Latest Auditor General report points to continuing abuse of Contingencies Fund

The Contingencies Fund continues to be abused with $510 million withdrawn from the fund in 2013 for ventures that did not meet the criteria.

In the Auditor-General’s report for 2013 which was laid in the National Assembly yesterday, Auditor-General Deodat Sharma noted that in his previous reports, he had highlighted instances where the criteria were not fully met for advances issued from the Contingencies Fund as defined in Section 41 (3) of the FMA Act.

“While it has been observed that there has been closer monitoring of these advances, the situation still existed and for the year under review, three advances totalling $510M were issued that did not meet the criteria,” he said.

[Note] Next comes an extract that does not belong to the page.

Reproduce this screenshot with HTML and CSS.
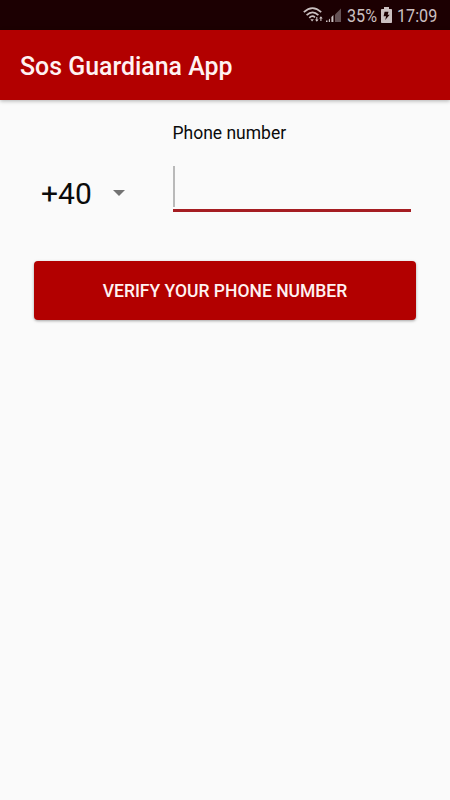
FILE: index.html
```html
<!DOCTYPE html>
<html lang="en">
<head>
<meta charset="utf-8">
<title>Sos Guardiana App</title>
<link rel="stylesheet" href="styles.css">
</head>
<body>
<div class="status">
  <svg class="wifi" width="21" height="16" viewBox="0 0 21 16" fill="none" stroke="currentColor" stroke-width="1.7">
    <path d="M.8 5.2Q9.5-2.8 18.2 5.2M3.6 8.2Q9.5 2.4 15.4 8.2M6.3 10.9Q9.2 7.8 12 10.3"/>
    <path d="M7.4 12.2h3.4l-1.7 2.4z" fill="currentColor" stroke="none"/>
    <path d="M13.8 10v4M17.9 14V10" stroke-width="1.1"/>
    <path d="M12 12.6h3.6l-1.8 2.2zM16.1 11.4h3.6L17.9 9.2z" fill="currentColor" stroke="none"/>
  </svg>
  <svg class="signal" width="16" height="15" viewBox="0 0 16 15">
    <path class="signal-off" d="M9 6.5 15 .5V14H9z"/>
    <path d="M0 12.5h1.5V14H0zM2.8 11.7 4 10.5V14H2.8zM5.4 9 7.4 7V14H5.4z" fill="currentColor"/>
  </svg>
  <span class="percent"><span>35%</span></span>
  <svg class="battery" width="11" height="16" viewBox="0 0 11 16">
    <path d="M3 0h5v2h2.2q.8 0 .8.8v12.4q0 .8-.8.8H.8q-.8 0-.8-.8V2.8Q0 2 .8 2H3z" fill="currentColor"/>
    <path class="bolt" d="M3.6 4.7h3.9L6.7 7.7h2L4.2 13l.9-3.8H2.6z"/>
  </svg>
  <span class="clock"><span>17:09</span></span>
</div>
<header class="appbar"><h1>Sos Guardiana App</h1></header>
<main>
  <div class="form">
    <div class="code">+40
      <svg width="12" height="6" viewBox="0 0 12 6"><path d="M0 0h12L6 6z" fill="currentColor"/></svg>
    </div>
    <div class="field">
      <label>Phone number</label>
      <div class="entry"><i class="caret"></i></div>
    </div>
  </div>
  <button class="verify" type="button">VERIFY YOUR PHONE NUMBER</button>
</main>
</body>
</html>
```

FILE: styles.css
```css
* { box-sizing: border-box; }
body {
  margin: 0;
  height: 800px;
  overflow: hidden;
  background: #fafafa;
  color: #0b0b0b;
  font-family: Roboto, sans-serif;
}
.status {
  display: flex;
  align-items: center;
  height: 30px;
  padding: 0 0 0 303px;
  background: #1c0002;
  color: #cbc0c1;
  font-size: 19px;
  line-height: 30px;
}
.status svg { flex: none; display: block; }
.signal { margin-left: 2px; }
.signal-off { fill: #655255; }
.percent, .clock { padding-top: 2px; }
.percent { width: 30px; margin-left: 5px; }
.percent span, .clock span {
  display: inline-block;
  transform: scaleX(.85);
  transform-origin: left;
}
.battery { margin-left: 4px; }
.bolt { fill: #1c0002; }
.clock { width: 42px; margin-left: 5px; }
.appbar {
  display: flex;
  align-items: center;
  height: 70px;
  padding: 4px 20px 0;
  background: #b20000;
  color: #fff2f2;
  box-shadow: 0 1px 4px rgba(0, 0, 0, .3);
}
h1 { margin: 0; font-size: 24.9px; font-weight: 500; line-height: 30px; }
main { padding: 20px 34px 0; }
.form { display: flex; height: 141px; }
.code {
  display: flex;
  align-items: center;
  gap: 21px;
  width: 138.5px;
  height: 36px;
  margin-top: 55px;
  padding-left: 7px;
  font-size: 30px;
}
.code svg { color: #737373; }
.field { width: 240px; }
label { display: block; height: 26px; font-size: 17.5px; line-height: 26px; }
.entry {
  width: 238.5px;
  height: 46px;
  margin-top: 20px;
  border-bottom: 3px solid #a51d22;
}
.caret { display: block; width: 2px; height: 41px; margin-left: .5px; background: #b9b9b9; }
.verify {
  display: block;
  width: 382px;
  height: 59px;
  padding: 0;
  border: 0;
  border-radius: 4px;
  background: #b20000;
  color: #fff2f2;
  box-shadow: 0 1px 3px rgba(0, 0, 0, .35);
  font: 500 17.5px Roboto, sans-serif;
}
```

He also noted that a number of Ministries, Departments and Regions continued to clear cheque-ordered vouchers long after the stipulated time frame of 16 days. At the time of reporting, 2368 cheque orders totalling $1.209 billion remained outstanding. Of this amount, 553 cheque orders totalling $402.049 million were in relation to 2013, while the remaining 1815 totalling $807.101 million were in relation to prior periods.

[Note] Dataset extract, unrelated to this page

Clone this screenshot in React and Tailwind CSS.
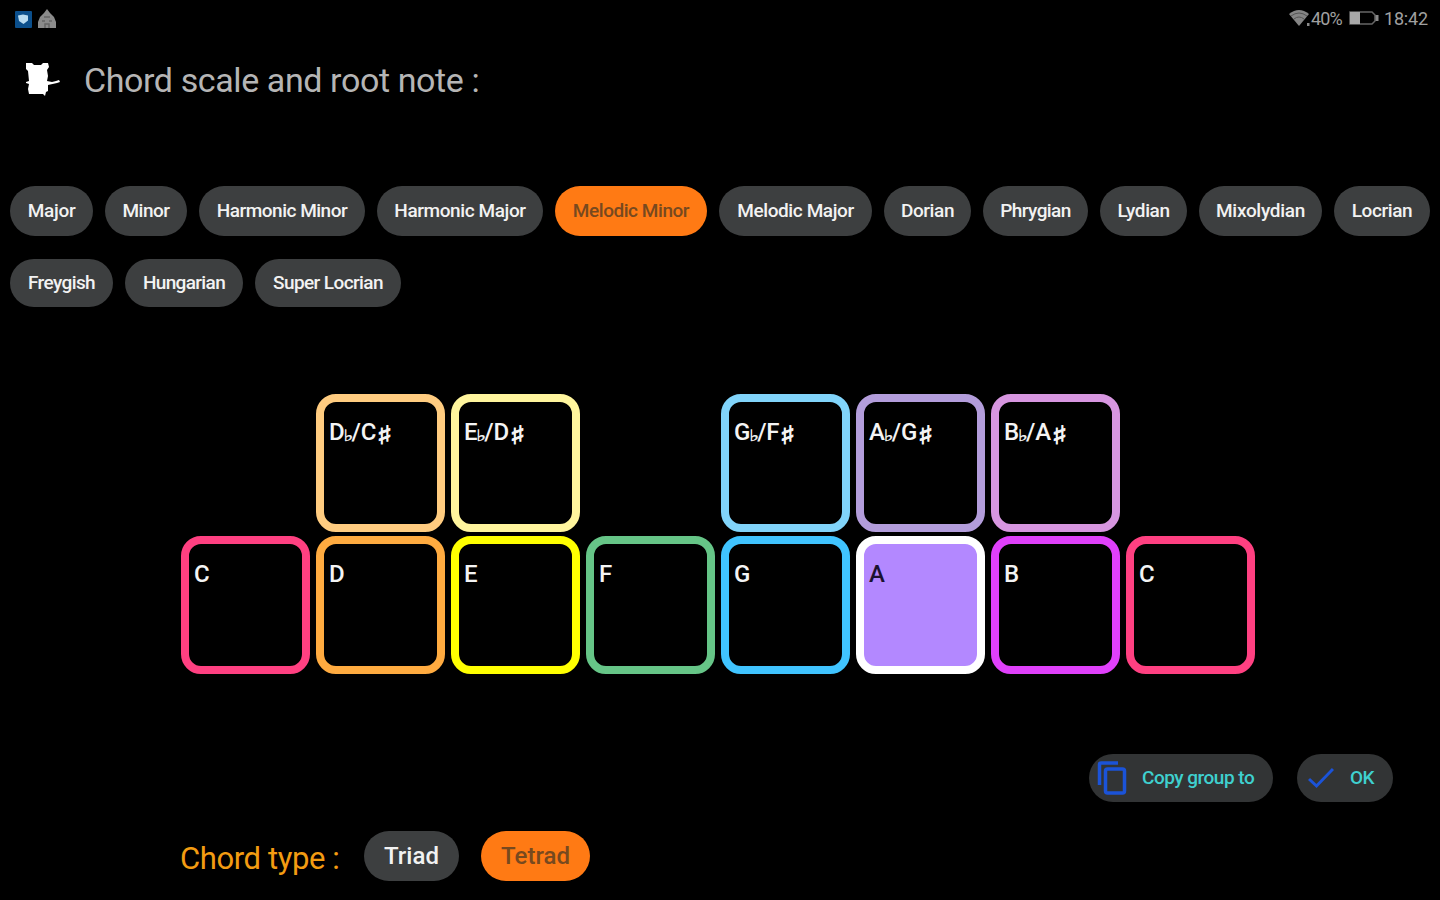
import React, { useState } from 'react';

const SCALES = [
    [
        { name: 'Major', width: 'w-[83px]', tracking: 'tracking-[-0.3px]' },
        { name: 'Minor', width: 'w-[82px]', tracking: 'tracking-[-0.5px]' },
        { name: 'Harmonic Minor', width: 'w-[166px]', tracking: 'tracking-[-0.5px]' },
        { name: 'Harmonic Major', width: 'w-[166px]', tracking: 'tracking-[-0.4px]' },
        { name: 'Melodic Minor', width: 'w-[152px]', tracking: 'tracking-[-0.45px]' },
        { name: 'Melodic Major', width: 'w-[153px]', tracking: 'tracking-[-0.4px]' },
        { name: 'Dorian', width: 'w-[87px]', tracking: 'tracking-[-0.4px]' },
        { name: 'Phrygian', width: 'w-[105px]', tracking: 'tracking-[-0.6px]' },
        { name: 'Lydian', width: 'w-[87px]', tracking: 'tracking-[-0.4px]' },
        { name: 'Mixolydian', width: 'w-[123px]', tracking: 'tracking-[-0.3px]' },
        { name: 'Locrian', width: 'w-[96px]', tracking: 'tracking-[-0.4px]' }
    ],
    [
        { name: 'Freygish', width: 'w-[103px]', tracking: 'tracking-[-0.6px]' },
        { name: 'Hungarian', width: 'w-[118px]', tracking: 'tracking-[-0.65px]' },
        { name: 'Super Locrian', width: 'w-[146px]', tracking: 'tracking-[-0.6px]' }
    ]
];

// null leaves a gap in the row, like on a piano
const BLACK_KEYS = [
    null,
    { flat: 'D', sharp: 'C', border: 'border-[#ffcc80]' },
    { flat: 'E', sharp: 'D', border: 'border-[#fff59d]' },
    null,
    { flat: 'G', sharp: 'F', border: 'border-[#81d4fa]' },
    { flat: 'A', sharp: 'G', border: 'border-[#b39ddb]' },
    { flat: 'B', sharp: 'A', border: 'border-[#d796e0]' },
    null
];

const WHITE_KEYS = [
    { note: 'C', border: 'border-[#ff4081]' },
    { note: 'D', border: 'border-[#ffab40]' },
    { note: 'E', border: 'border-[#ffff00]' },
    { note: 'F', border: 'border-[#66c587]' },
    { note: 'G', border: 'border-[#40c4ff]' },
    { note: 'A', border: 'border-[#b388ff]' },
    { note: 'B', border: 'border-[#e040fb]' },
    { note: 'C', border: 'border-[#ff4081]' }
];

const StatusBar = () => (
    <div className="h-[38px] pl-[15px] pr-[11px] flex items-center justify-between text-[#a0a0a0]">
        <div className="flex items-center gap-[5px]">
            <svg className="w-[17px] h-[17px]" viewBox="0 0 17 17">
                <rect width="17" height="17" rx="1" fill="#0b4f8c" />
                <path d="M3 4.5l5-1 5 1v5L8.500 13 4 10z" fill="#b9dcf2" />
            </svg>
            <svg className="w-5 h-5" viewBox="0 0 20 20">
                <path d="M10 0l3 4 4 4 2 5v6H1v-6l2-5 4-4z" fill="#8b8b8b" />
                <path d="M7 8h6M5 12h3m4 0h3M8 19v-4h4v4" fill="none" stroke="#666" strokeWidth="1.500" />
            </svg>
        </div>
        <div className="flex items-center -mt-0.5 text-[18px]">
            <svg className="w-[22px] h-[18px]" viewBox="0 0 22 18">
                <path d="M0 5Q10 -3 20 5L10 17z" fill="#858585" />
                <path d="M2 7Q10 1 18 7M5 10Q10 6 15 10" fill="none" stroke="#555" strokeWidth="1" />
                <rect x="18" y="14" width="2.500" height="3" fill="#8a8a8a" />
            </svg>
            <span className="w-[33px] tracking-[-0.9px]">40%</span>
            <svg className="w-[32px] h-[14px] ml-[4px]" viewBox="0 0 32 14">
                <path d="M2 1h22l3 3v6l-3 3H2z" fill="none" stroke="#666" strokeWidth="1.500" />
                <rect x="2" y="1" width="10" height="12" fill="#a8a8a8" />
                <rect x="27.500" y="4" width="3" height="6" fill="#8a8a8a" />
            </svg>
            <span className="ml-[4px] w-[45px] tracking-[-0.2px]">18:42</span>
        </div>
    </div>
);

const Chip = ({ active, onClick, className, children }) => (
    <button
        onClick={onClick}
        className={`flex shrink-0 items-center justify-center rounded-full whitespace-nowrap font-medium ${active ? 'bg-[#ff7a14] text-[#77491f]' : 'bg-[#3d3f40] text-[#f2f2f2]'
            } ${className}`}
    >
        {children}
    </button>
);

const Key = ({ border, fill = '', children }) => (
    <div className={`w-[129px] h-[138px] rounded-[20px] border-[8px] pl-[5px] pt-[13px] text-[24px] leading-[34px] font-medium ${border} ${fill || 'text-[#f4f4f4]'}`}>
        {children}
    </div>
);

const App = () => {
    const [scale, setScale] = useState('Melodic Minor');
    const [root, setRoot] = useState(5);
    const [chordType, setChordType] = useState('Tetrad');

    return (
        <div className="w-[1440px] h-[900px] overflow-hidden bg-black font-['Roboto',sans-serif]">
            <StatusBar />

            <header className="flex items-center h-[86px] pl-[25px]">
                <svg className="w-[36px] h-[34px] -mt-1" viewBox="0 0 36 34">
                    <path
                        d="M1 1h6l2 2h7l2-2h5l1 4-2 3 1 6-1 5 5 1 4-1 3-1 1 2-3 1-9 2v6l-2 1-1 4-2-2H4l-1-5 1-5-3-1v-1l3-1-1-10-2-2z"
                        fill="#fff"
                    />
                </svg>
                <h1 className="ml-[23px] -mt-0.5 text-[34px] leading-none tracking-[-0.4px] text-[#b5b5b5]">Chord scale and root note :</h1>
            </header>

            <section className="mt-[62px] pl-[10px] flex flex-col gap-[23px]">
                {SCALES.map((row, i) => (
                    <div key={i} className="flex gap-3">
                        {row.map((s) => (
                            <Chip
                                key={s.name}
                                active={scale === s.name}
                                onClick={() => setScale(s.name)}
                                className={`text-[19px] ${i === 0 ? 'h-[50px]' : 'h-[48px]'} ${s.width} ${s.tracking}`}
                            >
                                {s.name}
                            </Chip>
                        ))}
                    </div>
                ))}
            </section>

            <section className="mt-[87px] pl-[181px] flex flex-col gap-1">
                <div className="flex gap-1.5">
                    {BLACK_KEYS.map((k, i) => k ? (
                        <Key key={i} border={k.border}>
                            <span className="flex items-baseline tracking-[-0.2px]">
                                {k.flat}
                                <span className="w-[8px] -ml-px text-[21px] leading-none font-bold font-['DejaVu_Sans',sans-serif] scale-y-75 origin-bottom [-webkit-text-stroke:0.5px]">♭</span>
                                /{k.sharp}
                                <span className="ml-px text-[30px] leading-none font-bold translate-y-[5px] font-['DejaVu_Sans',sans-serif] scale-x-110 scale-y-85 [-webkit-text-stroke:1px]">♯</span>
                            </span>
                        </Key>
                    ) : <div key={i} className="w-[129px]" />)}
                </div>
                <div className="flex gap-1.5">
                    {WHITE_KEYS.map((k, i) => (
                        <div key={i} onClick={() => setRoot(i)}>
                            <Key
                                border={root === i ? 'border-white' : k.border}
                                fill={root === i ? 'bg-[#b388ff] text-[#1c1230]' : ''}
                            >
                                {k.note}
                            </Key>
                        </div>
                    ))}
                </div>
            </section>

            <div className="mt-[80px] pr-[47px] flex justify-end gap-6">
                <button className="w-[184px] h-[48px] pl-[8px] flex items-center rounded-full bg-[#323435] text-[19px] font-medium text-[#3fd0cf]">
                    <svg className="w-[32px] h-[36px]" viewBox="0 0 32 36" fill="none" stroke="#1b53d8" strokeWidth="3.500">
                        <path d="M2.500 25V4.500Q2.500 3 4 3H21" />
                        <rect x="8.500" y="9" width="19" height="24" rx="2" />
                    </svg>
                    <span className="ml-[13px] whitespace-nowrap tracking-[-0.5px]">Copy group to</span>
                </button>
                <button className="w-[96px] h-[48px] pl-[11px] flex items-center rounded-full bg-[#323435] text-[19px] font-medium text-[#3fd0cf]">
                    <svg className="w-[26px] h-[22px]" viewBox="0 0 26 22" fill="none" stroke="#1b53d8" strokeWidth="3">
                        <path d="M1 12l7.500 7L25 2" />
                    </svg>
                    <span className="ml-[16px] tracking-[-0.5px]">OK</span>
                </button>
            </div>

            <div className="mt-[29px] pl-[180px] flex items-center">
                <span className="w-[184px] pt-1 text-[31px] leading-none tracking-[-0.4px] text-[#f39c12]">Chord type :</span>
                <Chip active={chordType === 'Triad'} onClick={() => setChordType('Triad')} className="w-[95px] h-[50px] text-[24px]">
                    Triad
                </Chip>
                <Chip active={chordType === 'Tetrad'} onClick={() => setChordType('Tetrad')} className="ml-[22px] w-[109px] h-[50px] text-[24px]">
                    Tetrad
                </Chip>
            </div>
        </div>
    );
};

export default App;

“It should be noted that failure to clear these financial instruments within the stipulated time frame would bring into question whether the sums involved have been used for the purposes intended,” Sharma said. The AG report also revealed that in 2013, overpayments amounting to $22.148 million were made on measured works on various contracts administered by Ministries, Departments and Regions. The biggest delinquents were the Ministry of Tourism, Industry and Commerce with overpayments of $4.8 million, the Ministry of Home Affairs with $12.4 million in overpayments and Region 6 with overpayments of $2.6 million.

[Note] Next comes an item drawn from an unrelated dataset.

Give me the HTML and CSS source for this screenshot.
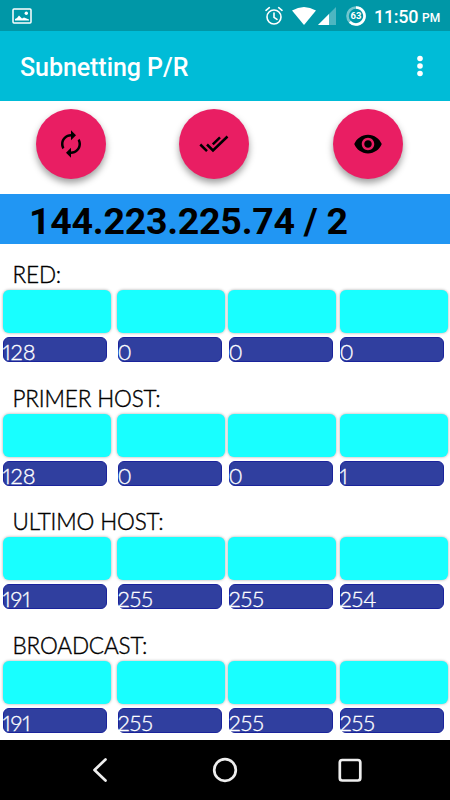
FILE: index.html
```html
<!DOCTYPE html>
<html lang="es">
<head>
  <meta charset="UTF-8" />
  <meta name="viewport" content="width=device-width, initial-scale=1" />
  <title>Subnetting P/R</title>
  <link rel="stylesheet" href="styles.css">
</head>
<body>
  <div class="status-bar">
    <svg class="picture" width="20" height="16" viewBox="0 0 20 16">
      <rect x="1" y="1" width="18" height="14" rx="1" fill="none" stroke="#fff" stroke-width="1.5" />
      <path d="M3 12.500V11l2-1 2-2.500 3 3 2-1 5 2v1z" fill="#fff" />
      <circle cx="14.300" cy="5.200" r="1.700" fill="#fff" />
    </svg>
    <svg class="alarm" width="18" height="20" viewBox="0 0 18 20" fill="none" stroke="#fff" stroke-width="1.600" stroke-linecap="round">
      <circle cx="9" cy="11" r="7" />
      <path d="M9 7v4.300l3 2M1 4.300L4.300 1.700M17 4.300L13.700 1.700" />
    </svg>
    <svg class="wifi" width="24" height="18" viewBox="0 0 24 18">
      <path d="M0 3.600Q12-3.400 24 3.600L12 18z" fill="#fff" />
    </svg>
    <svg class="signal" width="18" height="18" viewBox="0 0 18 18">
      <path d="M18 0v18H0z" fill="#fff" fill-opacity=".3" />
      <path d="M11 7v11H0z" fill="#fff" />
    </svg>
    <svg class="battery" width="20" height="20" viewBox="0 0 20 20">
      <circle cx="10" cy="10" r="8.500" fill="none" stroke="#fff" stroke-opacity=".45" stroke-width="2.600" />
      <path d="M10 1.500a8.500 8.500 0 1 1-6.200 14.300" fill="none" stroke="#fff" stroke-width="2.600" />
      <text class="battery-text" x="10" y="13.400" text-anchor="middle">63</text>
    </svg>
    <span class="clock">11:50</span><span class="period">PM</span>
  </div>

  <header>
    <h1>Subnetting P/R</h1>
    <svg width="8" height="22" viewBox="0 0 8 22" fill="#fff">
      <circle cx="4" cy="3.500" r="2.800" />
      <circle cx="4" cy="11" r="2.800" />
      <circle cx="4" cy="18.500" r="2.800" />
    </svg>
  </header>

  <div class="actions">
    <button class="fab" aria-label="Generar">
      <svg width="30" height="30" viewBox="0 0 24 24">
        <path d="M12 6v3l4-4-4-4v3c-4.420 0-8 3.580-8 8 0 1.570.46 3.030 1.240 4.260L6.700 14.800A5.870 5.870 0 0 1 6 12c0-3.310 2.690-6 6-6zm6.760 1.740L17.300 9.200c.44.84.7 1.790.7 2.800 0 3.310-2.690 6-6 6v-3l-4 4 4 4v-3c4.420 0 8-3.580 8-8 0-1.570-.46-3.030-1.240-4.260z" />
      </svg>
    </button>
    <button class="fab" aria-label="Comprobar">
      <svg width="30" height="30" viewBox="0 0 30 30" fill="none" stroke="#000" stroke-width="2.500">
        <path d="M1.300 15.500L8 22.200M8 15.500l6 6L28.500 7.500M13.800 15.300l7.200-7" />
      </svg>
    </button>
    <button class="fab" aria-label="Ver">
      <svg width="30" height="30" viewBox="0 0 24 24">
        <path d="M12 4.500C7 4.500 2.730 7.610 1 12c1.730 4.390 6 7.500 11 7.500s9.270-3.110 11-7.500c-1.730-4.390-6-7.500-11-7.500zM12 17c-2.760 0-5-2.240-5-5s2.240-5 5-5 5 2.240 5 5-2.240 5-5 5zm0-8c-1.660 0-3 1.340-3 3s1.340 3 3 3 3-1.340 3-3-1.340-3-3-3z" />
      </svg>
    </button>
  </div>

  <div class="address">144.223.225.74 / 2</div>

  <main>
    <section>
      <h2>RED:</h2>
      <div class="row">
        <div class="field"></div><div class="field"></div><div class="field"></div><div class="field"></div>
      </div>
      <div class="row answers">
        <div class="answer">128</div><div class="answer">0</div><div class="answer">0</div><div class="answer">0</div>
      </div>
    </section>
    <section>
      <h2>PRIMER HOST:</h2>
      <div class="row">
        <div class="field"></div><div class="field"></div><div class="field"></div><div class="field"></div>
      </div>
      <div class="row answers">
        <div class="answer">128</div><div class="answer">0</div><div class="answer">0</div><div class="answer">1</div>
      </div>
    </section>
    <section>
      <h2>ULTIMO HOST:</h2>
      <div class="row">
        <div class="field"></div><div class="field"></div><div class="field"></div><div class="field"></div>
      </div>
      <div class="row answers">
        <div class="answer">191</div><div class="answer">255</div><div class="answer">255</div><div class="answer">254</div>
      </div>
    </section>
    <section>
      <h2>BROADCAST:</h2>
      <div class="row">
        <div class="field"></div><div class="field"></div><div class="field"></div><div class="field"></div>
      </div>
      <div class="row answers">
        <div class="answer">191</div><div class="answer">255</div><div class="answer">255</div><div class="answer">255</div>
      </div>
    </section>
  </main>

  <nav>
    <svg width="30" height="30" viewBox="0 0 30 30"><path d="M20.500 4.500L9.500 15l11 10.500" /></svg>
    <svg width="30" height="30" viewBox="0 0 30 30"><circle cx="15" cy="15" r="10.800" /></svg>
    <svg width="30" height="30" viewBox="0 0 30 30"><rect x="4.800" y="5" width="20.500" height="20.500" rx="2.500" /></svg>
  </nav>
</body>
</html>
```
FILE: styles.css
```css
* { box-sizing: border-box; }
body { margin: 0; height: 800px; overflow: hidden; display: flex; flex-direction: column; background-color: #fff; font-family: Roboto, sans-serif; color: #000; }
svg { display: block; flex: none; }

.status-bar { height: 31px; flex: none; display: flex; align-items: center; padding: 0 10px 0 12px; background-color: #0097a7; color: #fff; }
.alarm { margin-left: auto; }
.wifi { margin-left: 9px; }
.signal { margin-left: 2px; margin-top: 1px; }
.battery { margin-left: 10px; }
.battery-text { fill: #fff; font-size: 9.500px; font-weight: 700; }
.clock { width: 44px; margin-left: 8px; padding-top: 1px; font-size: 18px; font-weight: 500; letter-spacing: -0.300px; white-space: nowrap; }
.period { width: 18px; margin-left: 4px; padding-top: 5px; font-size: 12px; font-weight: 500; }

header { height: 70px; flex: none; display: flex; align-items: center; justify-content: space-between; padding: 0 26px 0 20px; background-color: #00bcd7; color: #fff; }
header h1 { margin: 4px 0 0; font-size: 25px; font-weight: 500; line-height: 30px; letter-spacing: -0.060px; white-space: nowrap; }

.actions { height: 93px; flex: none; display: flex; padding: 8px 0 0 36px; }
.fab { width: 70px; height: 70px; display: flex; align-items: center; justify-content: center; padding: 0; border: none; border-radius: 50%; background-color: #e91e63; box-shadow: 0 4px 7px rgba(0, 0, 0, 0.38); }
.fab + .fab { margin-left: 73px; }
.fab + .fab + .fab { margin-left: 83.500px; }

.address { height: 50px; flex: none; padding: 2px 0 0 29px; background-color: #2196f3; font-size: 37.500px; font-weight: 700; line-height: 50px; letter-spacing: -0.250px; white-space: nowrap; }

main { flex: 1; min-height: 0; overflow: hidden; padding-top: 15px; font-family: Lato, sans-serif; font-weight: 300; }
section { height: 123.700px; }
h2 { height: 31px; margin: 0; padding-left: 12.500px; font-size: 22.500px; font-weight: 300; line-height: 31px; letter-spacing: -0.150px; white-space: nowrap; -webkit-text-stroke: 0.400px #000; }
.row { display: grid; grid-template-columns: 113.500px 111.500px 112px 108px; padding-left: 3px; }
.field { width: 108px; height: 43px; border-radius: 6px; background-color: #18ffff; box-shadow: 0 0 3px rgba(0, 0, 0, 0.35); }
.answers { grid-template-columns: 115px 111px 111px 103px; margin-top: 4px; padding-left: 2.500px; }
.answer { width: 104px; height: 25px; border-radius: 6px; border: 1px solid #1a239b; background-color: #303f9f; color: #fff; font-size: 22px; line-height: 27px; text-indent: -1px; font-variant-numeric: proportional-nums; letter-spacing: -0.200px; -webkit-text-stroke: 0.300px #fff; }

nav { height: 60px; flex: none; display: flex; align-items: center; justify-content: center; gap: 95px; background-color: #000; }
nav svg { fill: none; stroke: #eee; stroke-width: 2.700; stroke-linecap: round; stroke-linejoin: round; }
```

In addition, there were also overpayments on contract works administered in prior periods, which amounted to $187.184 million. “It was reported that several of these entities are facing serious challenges in recovering the amounts overpaid. This continued trend coupled with no evidence to suggest that disciplinary action of any kind had been meted out to engineering or other staff involved in the assessment of works in progress and the certification of progress payments is troubling and hints at Management’s perceived inaction to remedy the current situation,” the report said.

The report should have been tabled since last year but got snagged by the prorogation of Parliament in November.